┌──

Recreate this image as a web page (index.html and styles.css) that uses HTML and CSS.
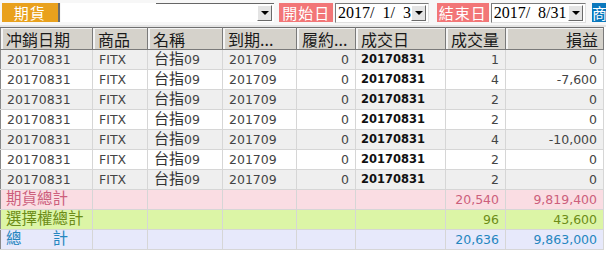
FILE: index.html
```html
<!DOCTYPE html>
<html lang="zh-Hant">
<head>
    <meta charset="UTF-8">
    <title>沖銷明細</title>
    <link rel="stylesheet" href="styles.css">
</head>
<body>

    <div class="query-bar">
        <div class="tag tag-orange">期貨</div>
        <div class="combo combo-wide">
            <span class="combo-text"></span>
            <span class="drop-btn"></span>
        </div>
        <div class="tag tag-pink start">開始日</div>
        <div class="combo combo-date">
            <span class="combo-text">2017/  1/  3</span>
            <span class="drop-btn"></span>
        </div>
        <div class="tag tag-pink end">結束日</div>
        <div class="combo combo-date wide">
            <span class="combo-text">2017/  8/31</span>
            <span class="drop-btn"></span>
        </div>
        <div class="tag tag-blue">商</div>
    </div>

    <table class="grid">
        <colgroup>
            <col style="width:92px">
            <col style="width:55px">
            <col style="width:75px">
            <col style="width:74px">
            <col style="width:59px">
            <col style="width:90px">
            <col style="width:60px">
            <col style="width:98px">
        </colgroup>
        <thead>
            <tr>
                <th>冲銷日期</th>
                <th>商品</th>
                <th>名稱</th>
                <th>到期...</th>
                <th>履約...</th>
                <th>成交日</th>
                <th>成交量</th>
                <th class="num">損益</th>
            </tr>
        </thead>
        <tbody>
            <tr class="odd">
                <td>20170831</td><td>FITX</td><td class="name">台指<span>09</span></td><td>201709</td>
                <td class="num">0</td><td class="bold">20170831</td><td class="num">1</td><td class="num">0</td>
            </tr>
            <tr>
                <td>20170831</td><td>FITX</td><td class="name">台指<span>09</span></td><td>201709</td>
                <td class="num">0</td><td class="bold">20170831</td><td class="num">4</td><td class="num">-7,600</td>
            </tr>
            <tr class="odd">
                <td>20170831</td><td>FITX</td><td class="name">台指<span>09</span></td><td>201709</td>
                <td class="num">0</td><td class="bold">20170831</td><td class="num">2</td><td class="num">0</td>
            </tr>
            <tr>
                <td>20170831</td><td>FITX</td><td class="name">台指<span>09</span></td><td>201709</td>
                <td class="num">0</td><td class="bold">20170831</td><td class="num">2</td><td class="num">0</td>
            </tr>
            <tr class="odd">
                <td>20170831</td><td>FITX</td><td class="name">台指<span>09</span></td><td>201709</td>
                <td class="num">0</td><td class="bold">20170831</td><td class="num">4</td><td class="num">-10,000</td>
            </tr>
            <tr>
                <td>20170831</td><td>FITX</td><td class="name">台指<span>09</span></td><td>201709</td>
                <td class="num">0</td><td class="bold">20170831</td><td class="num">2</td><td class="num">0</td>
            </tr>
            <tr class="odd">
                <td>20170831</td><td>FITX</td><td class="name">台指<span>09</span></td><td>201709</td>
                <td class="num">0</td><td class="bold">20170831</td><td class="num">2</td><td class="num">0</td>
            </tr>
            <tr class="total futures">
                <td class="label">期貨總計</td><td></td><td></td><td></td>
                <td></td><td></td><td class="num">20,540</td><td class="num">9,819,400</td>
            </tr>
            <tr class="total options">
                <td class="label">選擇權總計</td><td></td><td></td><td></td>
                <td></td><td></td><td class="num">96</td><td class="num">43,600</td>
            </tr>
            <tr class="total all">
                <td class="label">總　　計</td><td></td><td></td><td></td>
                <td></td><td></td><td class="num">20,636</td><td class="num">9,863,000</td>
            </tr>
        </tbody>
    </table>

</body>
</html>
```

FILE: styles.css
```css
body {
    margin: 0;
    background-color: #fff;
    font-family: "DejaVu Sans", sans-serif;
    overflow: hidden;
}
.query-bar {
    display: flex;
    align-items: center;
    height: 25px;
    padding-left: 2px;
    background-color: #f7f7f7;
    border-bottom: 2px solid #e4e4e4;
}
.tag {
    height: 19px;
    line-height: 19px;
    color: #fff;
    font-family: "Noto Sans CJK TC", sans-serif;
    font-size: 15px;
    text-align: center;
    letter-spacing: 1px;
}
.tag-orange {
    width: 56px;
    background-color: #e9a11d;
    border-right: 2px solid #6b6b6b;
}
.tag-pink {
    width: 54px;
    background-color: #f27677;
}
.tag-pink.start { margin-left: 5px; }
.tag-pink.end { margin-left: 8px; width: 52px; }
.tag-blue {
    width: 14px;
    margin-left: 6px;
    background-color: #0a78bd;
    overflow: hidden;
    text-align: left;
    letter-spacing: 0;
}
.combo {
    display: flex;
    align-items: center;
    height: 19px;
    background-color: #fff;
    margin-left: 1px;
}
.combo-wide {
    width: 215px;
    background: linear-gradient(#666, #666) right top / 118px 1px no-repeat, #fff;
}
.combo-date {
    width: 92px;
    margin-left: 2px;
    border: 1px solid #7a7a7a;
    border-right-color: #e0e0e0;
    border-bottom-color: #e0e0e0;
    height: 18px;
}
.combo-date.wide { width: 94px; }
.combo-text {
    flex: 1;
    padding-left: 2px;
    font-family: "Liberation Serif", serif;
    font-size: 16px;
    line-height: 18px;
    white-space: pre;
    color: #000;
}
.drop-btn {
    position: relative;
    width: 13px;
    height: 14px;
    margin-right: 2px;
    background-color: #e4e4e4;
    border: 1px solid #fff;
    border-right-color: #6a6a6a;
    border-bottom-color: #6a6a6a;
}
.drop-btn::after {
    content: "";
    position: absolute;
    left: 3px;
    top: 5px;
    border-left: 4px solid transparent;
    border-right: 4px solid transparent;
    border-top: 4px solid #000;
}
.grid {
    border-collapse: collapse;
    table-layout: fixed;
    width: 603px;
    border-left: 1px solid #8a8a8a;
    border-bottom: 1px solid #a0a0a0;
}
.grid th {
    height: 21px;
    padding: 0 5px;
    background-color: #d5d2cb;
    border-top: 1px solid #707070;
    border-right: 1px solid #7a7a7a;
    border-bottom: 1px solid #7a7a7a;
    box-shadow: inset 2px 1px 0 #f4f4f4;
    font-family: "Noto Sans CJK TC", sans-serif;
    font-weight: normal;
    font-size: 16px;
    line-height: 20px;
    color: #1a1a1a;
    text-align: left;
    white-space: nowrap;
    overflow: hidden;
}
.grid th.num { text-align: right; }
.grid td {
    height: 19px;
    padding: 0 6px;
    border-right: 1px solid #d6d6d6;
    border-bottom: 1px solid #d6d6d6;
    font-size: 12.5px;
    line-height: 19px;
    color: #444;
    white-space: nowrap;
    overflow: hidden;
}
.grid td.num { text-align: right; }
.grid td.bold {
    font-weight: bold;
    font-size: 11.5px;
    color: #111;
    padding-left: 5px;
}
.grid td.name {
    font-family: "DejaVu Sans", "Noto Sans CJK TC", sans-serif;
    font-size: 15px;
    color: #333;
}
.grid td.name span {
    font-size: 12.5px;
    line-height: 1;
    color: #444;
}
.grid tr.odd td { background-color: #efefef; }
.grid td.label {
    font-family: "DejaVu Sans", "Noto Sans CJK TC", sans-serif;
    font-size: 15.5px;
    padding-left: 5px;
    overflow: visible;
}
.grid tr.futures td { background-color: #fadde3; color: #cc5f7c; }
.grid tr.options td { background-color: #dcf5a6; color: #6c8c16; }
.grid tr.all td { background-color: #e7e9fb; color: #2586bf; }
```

└──

_Goal:_
Write out the listing above again, exactly, but with no pictures in the copy.

_Expected output:_
Recreate this image as a web page (index.html and styles.css) that uses HTML and CSS.
FILE: index.html
```html
<!DOCTYPE html>
<html lang="zh-Hant">
<head>
    <meta charset="UTF-8">
    <title>沖銷明細</title>
    <link rel="stylesheet" href="styles.css">
</head>
<body>

    <div class="query-bar">
        <div class="tag tag-orange">期貨</div>
        <div class="combo combo-wide">
            <span class="combo-text"></span>
            <span class="drop-btn"></span>
        </div>
        <div class="tag tag-pink start">開始日</div>
        <div class="combo combo-date">
            <span class="combo-text">2017/  1/  3</span>
            <span class="drop-btn"></span>
        </div>
        <div class="tag tag-pink end">結束日</div>
        <div class="combo combo-date wide">
            <span class="combo-text">2017/  8/31</span>
            <span class="drop-btn"></span>
        </div>
        <div class="tag tag-blue">商</div>
    </div>

    <table class="grid">
        <colgroup>
            <col style="width:92px">
            <col style="width:55px">
            <col style="width:75px">
            <col style="width:74px">
            <col style="width:59px">
            <col style="width:90px">
            <col style="width:60px">
            <col style="width:98px">
        </colgroup>
        <thead>
            <tr>
                <th>冲銷日期</th>
                <th>商品</th>
                <th>名稱</th>
                <th>到期...</th>
                <th>履約...</th>
                <th>成交日</th>
                <th>成交量</th>
                <th class="num">損益</th>
            </tr>
        </thead>
        <tbody>
            <tr class="odd">
                <td>20170831</td><td>FITX</td><td class="name">台指<span>09</span></td><td>201709</td>
                <td class="num">0</td><td class="bold">20170831</td><td class="num">1</td><td class="num">0</td>
            </tr>
            <tr>
                <td>20170831</td><td>FITX</td><td class="name">台指<span>09</span></td><td>201709</td>
                <td class="num">0</td><td class="bold">20170831</td><td class="num">4</td><td class="num">-7,600</td>
            </tr>
            <tr class="odd">
                <td>20170831</td><td>FITX</td><td class="name">台指<span>09</span></td><td>201709</td>
                <td class="num">0</td><td class="bold">20170831</td><td class="num">2</td><td class="num">0</td>
            </tr>
            <tr>
                <td>20170831</td><td>FITX</td><td class="name">台指<span>09</span></td><td>201709</td>
                <td class="num">0</td><td class="bold">20170831</td><td class="num">2</td><td class="num">0</td>
            </tr>
            <tr class="odd">
                <td>20170831</td><td>FITX</td><td class="name">台指<span>09</span></td><td>201709</td>
                <td class="num">0</td><td class="bold">20170831</td><td class="num">4</td><td class="num">-10,000</td>
            </tr>
            <tr>
                <td>20170831</td><td>FITX</td><td class="name">台指<span>09</span></td><td>201709</td>
                <td class="num">0</td><td class="bold">20170831</td><td class="num">2</td><td class="num">0</td>
            </tr>
            <tr class="odd">
                <td>20170831</td><td>FITX</td><td class="name">台指<span>09</span></td><td>201709</td>
                <td class="num">0</td><td class="bold">20170831</td><td class="num">2</td><td class="num">0</td>
            </tr>
            <tr class="total futures">
                <td class="label">期貨總計</td><td></td><td></td><td></td>
                <td></td><td></td><td class="num">20,540</td><td class="num">9,819,400</td>
            </tr>
            <tr class="total options">
                <td class="label">選擇權總計</td><td></td><td></td><td></td>
                <td></td><td></td><td class="num">96</td><td class="num">43,600</td>
            </tr>
            <tr class="total all">
                <td class="label">總　　計</td><td></td><td></td><td></td>
                <td></td><td></td><td class="num">20,636</td><td class="num">9,863,000</td>
            </tr>
        </tbody>
    </table>

</body>
</html>
```

FILE: styles.css
```css
body {
    margin: 0;
    background-color: #fff;
    font-family: "DejaVu Sans", sans-serif;
    overflow: hidden;
}
.query-bar {
    display: flex;
    align-items: center;
    height: 25px;
    padding-left: 2px;
    background-color: #f7f7f7;
    border-bottom: 2px solid #e4e4e4;
}
.tag {
    height: 19px;
    line-height: 19px;
    color: #fff;
    font-family: "Noto Sans CJK TC", sans-serif;
    font-size: 15px;
    text-align: center;
    letter-spacing: 1px;
}
.tag-orange {
    width: 56px;
    background-color: #e9a11d;
    border-right: 2px solid #6b6b6b;
}
.tag-pink {
    width: 54px;
    background-color: #f27677;
}
.tag-pink.start { margin-left: 5px; }
.tag-pink.end { margin-left: 8px; width: 52px; }
.tag-blue {
    width: 14px;
    margin-left: 6px;
    background-color: #0a78bd;
    overflow: hidden;
    text-align: left;
    letter-spacing: 0;
}
.combo {
    display: flex;
    align-items: center;
    height: 19px;
    background-color: #fff;
    margin-left: 1px;
}
.combo-wide {
    width: 215px;
    background: linear-gradient(#666, #666) right top / 118px 1px no-repeat, #fff;
}
.combo-date {
    width: 92px;
    margin-left: 2px;
    border: 1px solid #7a7a7a;
    border-right-color: #e0e0e0;
    border-bottom-color: #e0e0e0;
    height: 18px;
}
.combo-date.wide { width: 94px; }
.combo-text {
    flex: 1;
    padding-left: 2px;
    font-family: "Liberation Serif", serif;
    font-size: 16px;
    line-height: 18px;
    white-space: pre;
    color: #000;
}
.drop-btn {
    position: relative;
    width: 13px;
    height: 14px;
    margin-right: 2px;
    background-color: #e4e4e4;
    border: 1px solid #fff;
    border-right-color: #6a6a6a;
    border-bottom-color: #6a6a6a;
}
.drop-btn::after {
    content: "";
    position: absolute;
    left: 3px;
    top: 5px;
    border-left: 4px solid transparent;
    border-right: 4px solid transparent;
    border-top: 4px solid #000;
}
.grid {
    border-collapse: collapse;
    table-layout: fixed;
    width: 603px;
    border-left: 1px solid #8a8a8a;
    border-bottom: 1px solid #a0a0a0;
}
.grid th {
    height: 21px;
    padding: 0 5px;
    background-color: #d5d2cb;
    border-top: 1px solid #707070;
    border-right: 1px solid #7a7a7a;
    border-bottom: 1px solid #7a7a7a;
    box-shadow: inset 2px 1px 0 #f4f4f4;
    font-family: "Noto Sans CJK TC", sans-serif;
    font-weight: normal;
    font-size: 16px;
    line-height: 20px;
    color: #1a1a1a;
    text-align: left;
    white-space: nowrap;
    overflow: hidden;
}
.grid th.num { text-align: right; }
.grid td {
    height: 19px;
    padding: 0 6px;
    border-right: 1px solid #d6d6d6;
    border-bottom: 1px solid #d6d6d6;
    font-size: 12.5px;
    line-height: 19px;
    color: #444;
    white-space: nowrap;
    overflow: hidden;
}
.grid td.num { text-align: right; }
.grid td.bold {
    font-weight: bold;
    font-size: 11.5px;
    color: #111;
    padding-left: 5px;
}
.grid td.name {
    font-family: "DejaVu Sans", "Noto Sans CJK TC", sans-serif;
    font-size: 15px;
    color: #333;
}
.grid td.name span {
    font-size: 12.5px;
    line-height: 1;
    color: #444;
}
.grid tr.odd td { background-color: #efefef; }
.grid td.label {
    font-family: "DejaVu Sans", "Noto Sans CJK TC", sans-serif;
    font-size: 15.5px;
    padding-left: 5px;
    overflow: visible;
}
.grid tr.futures td { background-color: #fadde3; color: #cc5f7c; }
.grid tr.options td { background-color: #dcf5a6; color: #6c8c16; }
.grid tr.all td { background-color: #e7e9fb; color: #2586bf; }
```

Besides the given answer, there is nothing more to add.